## Requirement:
Nothing after the line with "const sources: Record<string, string>" belongs in the copy; extract the lines below from the top through that line, pictures left out.

## Available data:
<<<<

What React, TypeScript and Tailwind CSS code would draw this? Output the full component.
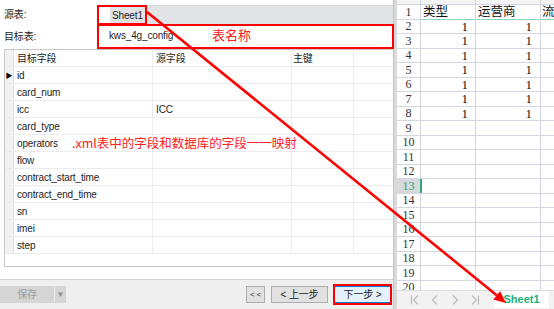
import React from "react";

const fields = [
  "id",
  "card_num",
  "icc",
  "card_type",
  "operators",
  "flow",
  "contract_start_time",
  "contract_end_time",
  "sn",
  "imei",
  "step",
];
const sources: Record<string, string> = { icc: "ICC" };

function NavIcon({ kind }: { kind: "first" | "prev" | "next" | "last" }) {
  return (
    <svg width="12" height="12" viewBox="0 0 12 12" fill="none" stroke="#b8b8b8" strokeWidth="1.1">
      {kind === "first" && (
        <>
          <line x1="2.5" y1="1.5" x2="2.5" y2="10.5" />
          <polyline points="9,1.5 4.5,6 9,10.5" />
        </>
      )}
      {kind === "prev" && <polyline points="8,1.5 3.5,6 8,10.5" />}
      {kind === "next" && <polyline points="4,1.5 8.5,6 4,10.5" />}
      {kind === "last" && (
        <>
          <line x1="9.5" y1="1.5" x2="9.5" y2="10.5" />
          <polyline points="3,1.5 7.5,6 3,10.5" />
        </>
      )}
    </svg>
  );
}

export default function App() {
  const sheetRows = Array.from({ length: 20 }, (_, i) => i + 1);
  return (
    <div className="relative w-[554px] h-[309px] overflow-hidden flex bg-white font-['Liberation_Sans','Noto_Sans_CJK_SC',sans-serif]">
      {/* Left dialog */}
      <div className="w-[393px] shrink-0 h-full flex flex-col bg-white text-[10px] text-[#1e1e1e] tracking-[-0.15px]">
        <div className="flex h-[19px] mt-[5px]">
          <div className="w-[98px] pl-[4px] flex items-center">源表:</div>
          <div className="flex-1 flex">
            <div className="w-[12px] bg-white" />
            <div className="flex-1 bg-[#e2e3e5] border-t border-[#d2d5da] flex items-center pl-[2px]">Sheet1</div>
          </div>
        </div>
        <div className="flex h-[24px]">
          <div className="w-[98px] pl-[4px] flex items-center">目标表:</div>
          <div className="flex-1 flex items-center pl-[11px] pb-[2px]">kws_4g_config</div>
        </div>
        <div className="ml-[4px] mt-[1px] h-[218px] border border-r-0 border-[#c8c8c8] flex flex-col">
          <div className="flex h-[17px] border-b border-[#ececec] shrink-0">
            <div className="w-[9px] bg-[#f2f2f2] border-r border-[#dedede]" />
            <div className="w-[139px] pl-[3px] flex items-center border-r border-[#ececec]">目标字段</div>
            <div className="w-[139px] pl-[3px] flex items-center border-r border-[#ececec]">源字段</div>
            <div className="w-[62px] pl-[1px] flex items-center border-r border-[#ececec]">主键</div>
            <div className="flex-1" />
          </div>
          {fields.map((f, i) => (
            <div key={f} className="flex h-[17px] border-b border-[#ececec] shrink-0">
              <div className="w-[9px] bg-[#f2f2f2] border-r border-[#dedede] flex items-center justify-center">
                {i === 0 && <span className="text-[7px] leading-none text-black">▶</span>}
              </div>
              <div className="w-[139px] pl-[3px] flex items-center border-r border-[#ececec]">{f}</div>
              <div className="w-[139px] pl-[3px] flex items-center border-r border-[#ececec]">{sources[f] ?? ""}</div>
              <div className="w-[62px] border-r border-[#ececec]" />
              <div className="flex-1 bg-white" />
            </div>
          ))}
          <div className="flex-1" />
        </div>
        <div className="flex-1" />
        <div className="h-[30px] border-t border-[#d4d4d4] bg-[#efefef] flex items-center pr-[2px]">
          <div className="h-[17px] w-[66px] bg-[#d5d5d5] flex">
            <div className="w-[54px] flex items-center justify-center text-[#9c9c9c]">保存</div>
            <div className="w-px bg-[#ececec] my-[1px]" />
            <div className="flex-1 flex items-center justify-center text-[#8c8c8c] text-[8px]">▼</div>
          </div>
          <div className="flex-1" />
          <div className="h-[17px] w-[19px] bg-[#e1e1e1] border border-[#adadad] flex items-center justify-center text-[8px] text-[#333] whitespace-pre">{"< <"}</div>
          <div className="h-[17px] w-[57px] ml-[6px] bg-[#e1e1e1] border border-[#adadad] flex items-center justify-center text-[#222]">&lt; 上一步</div>
          <div className="h-[17px] w-[57px] ml-[6px] bg-[#e5f1fb] border border-[#0078d7] flex items-center justify-center text-[#222]">下一步 &gt;</div>
        </div>
      </div>

      {/* Divider */}
      <div className="w-[4px] shrink-0 h-full bg-[#d9d9d9] border-l border-[#c4c4c4]" />

      {/* Spreadsheet */}
      <div className="flex-1 min-w-0 h-full flex flex-col bg-white">
        <div className="h-[290px] overflow-hidden flex flex-col">
          <div className="flex h-[5px] shrink-0 bg-[#f4f4f4] border-b border-[#d4d7e2]">
            <div className="w-[24px] shrink-0 border-r border-[#d4d7e2]" />
            <div className="w-[55px] shrink-0 border-r border-[#d4d7e2]" />
            <div className="w-[65px] shrink-0 border-r border-[#d4d7e2]" />
          </div>
          {sheetRows.map((r) => (
            <div key={r} className="flex h-[14.5px] shrink-0">
              <div
                className={
                  r === 13
                    ? "w-[24px] shrink-0 border-r border-b border-[#d4d7e2] bg-[#d7d9dc] text-[#2aa878] flex items-center justify-center font-['Liberation_Serif',serif] text-[12px]"
                    : "w-[24px] shrink-0 border-r border-b border-[#d4d7e2] text-[#333] flex items-center justify-center font-['Liberation_Serif',serif] text-[12px]"
                }
              >
                {r}
              </div>
              <div
                className={
                  r === 1
                    ? "w-[55px] shrink-0 border-r border-b border-r-[#d4d7e2] border-b-[#8fd6b5] flex items-center pl-[2px] text-[12.5px] text-[#111] font-['Noto_Sans_CJK_SC',sans-serif]"
                    : "w-[55px] shrink-0 border-r border-b border-[#d4d7e2] flex items-center justify-end pr-[7px] text-[13px] text-[#111] font-['Liberation_Serif',serif]"
                }
              >
                {r === 1 ? "类型" : r <= 8 ? "1" : ""}
                {r === 13 && <div className="self-stretch w-[2px] bg-[#2aa878] mr-auto -ml-[1px]" />}
              </div>
              <div
                className={
                  r === 1
                    ? "w-[65px] shrink-0 border-r border-b border-r-[#d4d7e2] border-b-[#8fd6b5] flex items-center pl-[2px] text-[12.5px] text-[#111] font-['Noto_Sans_CJK_SC',sans-serif]"
                    : "w-[65px] shrink-0 border-r border-b border-[#d4d7e2] flex items-center justify-end pr-[8px] text-[13px] text-[#111] font-['Liberation_Serif',serif]"
                }
              >
                {r === 1 ? "运营商" : r <= 8 ? "1" : ""}
              </div>
              <div
                className={
                  r === 1
                    ? "flex-1 min-w-0 border-b border-[#8fd6b5] flex items-center pl-[1px] text-[12.5px] text-[#111] font-['Noto_Sans_CJK_SC',sans-serif] overflow-hidden whitespace-nowrap"
                    : "flex-1 min-w-0 border-b border-[#d4d7e2]"
                }
              >
                {r === 1 ? "流" : ""}
              </div>
            </div>
          ))}
        </div>
        <div className="h-[19px] bg-[#f2f2f2] border-t border-[#dcdcdc] flex items-start">
          <div className="flex items-center h-[17px] pl-[12px] gap-[8px]">
            <NavIcon kind="first" />
            <NavIcon kind="prev" />
            <NavIcon kind="next" />
            <NavIcon kind="last" />
          </div>
          <div className="ml-[13px] w-[55px] h-[17px] bg-white flex items-center justify-center text-[11px] font-bold text-[#22b07a]">
            Sheet1
          </div>
        </div>
      </div>

      {/* Red annotations overlay */}
      <div className="absolute left-[97px] top-[5px] w-[50px] h-[20px] border-2 border-[#ff0000] pointer-events-none" />
      <div className="absolute left-[97px] top-[24px] w-[297px] h-[25px] border-2 border-[#ff0000] pointer-events-none" />
      <div className="absolute left-[333px] top-[284px] w-[59px] h-[21px] border-2 border-[#ff0000] pointer-events-none" />
      <div className="absolute left-[212px] top-[26px] text-[13px] leading-[18px] text-[#ff2020] font-['Noto_Sans_CJK_SC',sans-serif]">
        表名称
      </div>
      <div className="absolute left-[72px] top-[134px] text-[12.5px] leading-[18px] text-[#ff2020] font-['Noto_Sans_CJK_SC',sans-serif] whitespace-nowrap">
        .xml表中的字段和数据库的字段一一映射
      </div>
      <svg className="absolute left-0 top-0 pointer-events-none" width="554" height="309" viewBox="0 0 554 309">
        <line x1="147" y1="12" x2="497" y2="295.4" stroke="#ff0000" strokeWidth="2.6" />
        <polygon points="506,303 493.3,299.5 500.1,291.2" fill="#ff0000" />
      </svg>
    </div>
  );
}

>>>>

## Solution to this exercise:
What React, TypeScript and Tailwind CSS code would draw this? Output the full component.
import React from "react";

const fields = [
  "id",
  "card_num",
  "icc",
  "card_type",
  "operators",
  "flow",
  "contract_start_time",
  "contract_end_time",
  "sn",
  "imei",
  "step",
];
const sources: Record<string, string> = { icc: "ICC" };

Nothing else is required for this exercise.